В итоге о том, что мы делали и делаем на этой войне, нам рассказывали другие. Вражьи голоса да кристально честные и неподкупные диссиденты, совесть нации… Почему-то одними и теми же словами. И наши герои выворачивались в преступников, а преступники — в героев.
Ореол диссидентства — это вообще отдельная песня. Думаю, только замечательные, очень по-коммунистически воспитанные, насквозь советские люди так могли с диссидентами носиться, так за них переживать и так безоглядно доверять каждому их слову. Советская пропаганда создала столь привлекательный и столь идеальный образ борцов с самодержавием, что те стали в атеистическом государстве чем-то вроде нового сонма святых. Чернышевский, Засулич, Бауман, Камо… Святцы. Любой, кто против прогнившего режима — ангел. Любой, кто не с борцами, тот, стало быть, с прогнившим режимом — значит, против ангелов, значит, продал душу дьяволу. Но как только прогнившим режимом стал восприниматься советский строй — всё, им воспитанное, обернулось против него. Быть с могучим царством тьмы или с бесстрашно бросившими ему вызов святыми, безоружными и беспомощными, сила которых только в правде — для советского человека тут не просматривалось выбора. Выбор был этически и эстетически предопределен. Это в демократическом обществе любого борца с режимом прежде всего спрашивают: а сколько ты своей борьбой зарабатываешь? В красной империи такой вопрос даже не возникал. Слушайте, слушайте, этот зря не скажет!
Но главную причину того, почему советская власть стала всерьез восприниматься большинством народа как царство тьмы, я понял уже много позже, относительно недавно, занимаясь историей Китая.

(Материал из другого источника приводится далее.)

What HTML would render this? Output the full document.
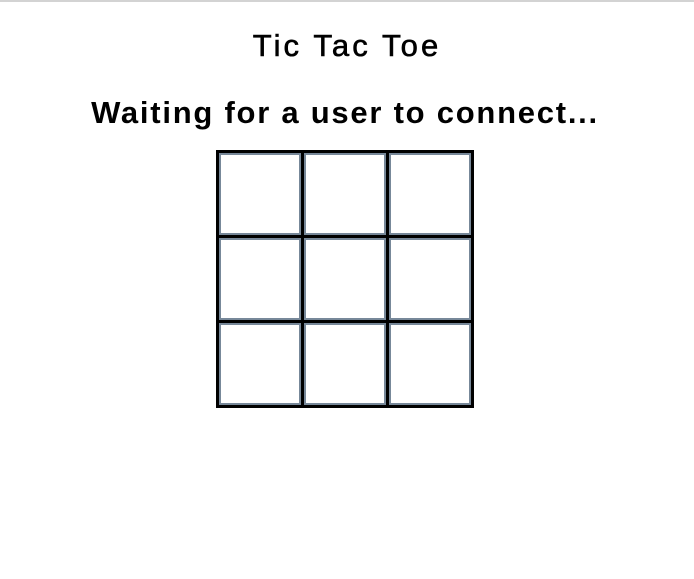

Это — чисто психологическая и потому не компенсируемая никакими косметическими реформами и обусловленная самой человеческой природой неустойчивость любых слишком уж централизованных систем и режимов. Она возникает вне зависимости от эпохи, от цивилизационной принадлежности, от целей, которые преследует сам режим — будь то древнекитайская империя Цинь Ши-хуана, где владыка старался всех поставить в полную зависимость от государства, то есть от самого себя, или социалистический СССР, где пытались избавить народ от волчьих законов капиталистической конкуренции. Эти исторические ситуации, казалось бы, принципиально различные, тождественны в одном важнейшем свойстве: межчеловеческая конкуренция выведена из личностной сферы и опосредуется высшим властным центром. Кто победил в любой конкурентной ситуации, а кто проиграл, решает не сама борьба соперников, но государственная власть. Ей виднее, кому дать, а у кого отнять. Поэтому постепенно и сама конкурентная борьба уходит из сферы непосредственной схватки явных друг другу противников в область негласных маневров внутри высших государственных сфер, лихорадочного манипулирования там и сям торчащими из государственной машины рычажками. Соперничество становится скрытым, подковерным, сумеречным, осуществляется руками высшей власти.
И мало-помалу все унижения, все поражения проигравших начинают восприниматься ими как результат не столько действий их прямых победителей, сколько государственного произвола. Тирании. В течение считанных лет, за одно-два поколения государство, пусть даже честно старающееся никого не обижать, но при том блюсти между всеми баланс, оказывается ОБИДЕВШИМ ВСЕХ. Именно на нем, на государстве, сосредотачивается общая неприязнь, концентрируется общее раздражение; именно оно всем недодало, всем не позволило развернуться, всем подрезало крылья, всех оскорбило в лучших чувствах. Личные противники оказываются вроде бы и не противниками, а братьями по несчастью, не конкурентами, но бойцами одного и того же партизанского отряда, израненными в одном и том же неравном бою с карателями; в каждом проигрыше каждого проигравшего виноват лишь тупой казенный гнет, а больше никто. И государство повисает в пустоте. Точно твердый, но хрупкий лед, когда из-под него ушла текучая, жидкая, но держащая его на себе вода.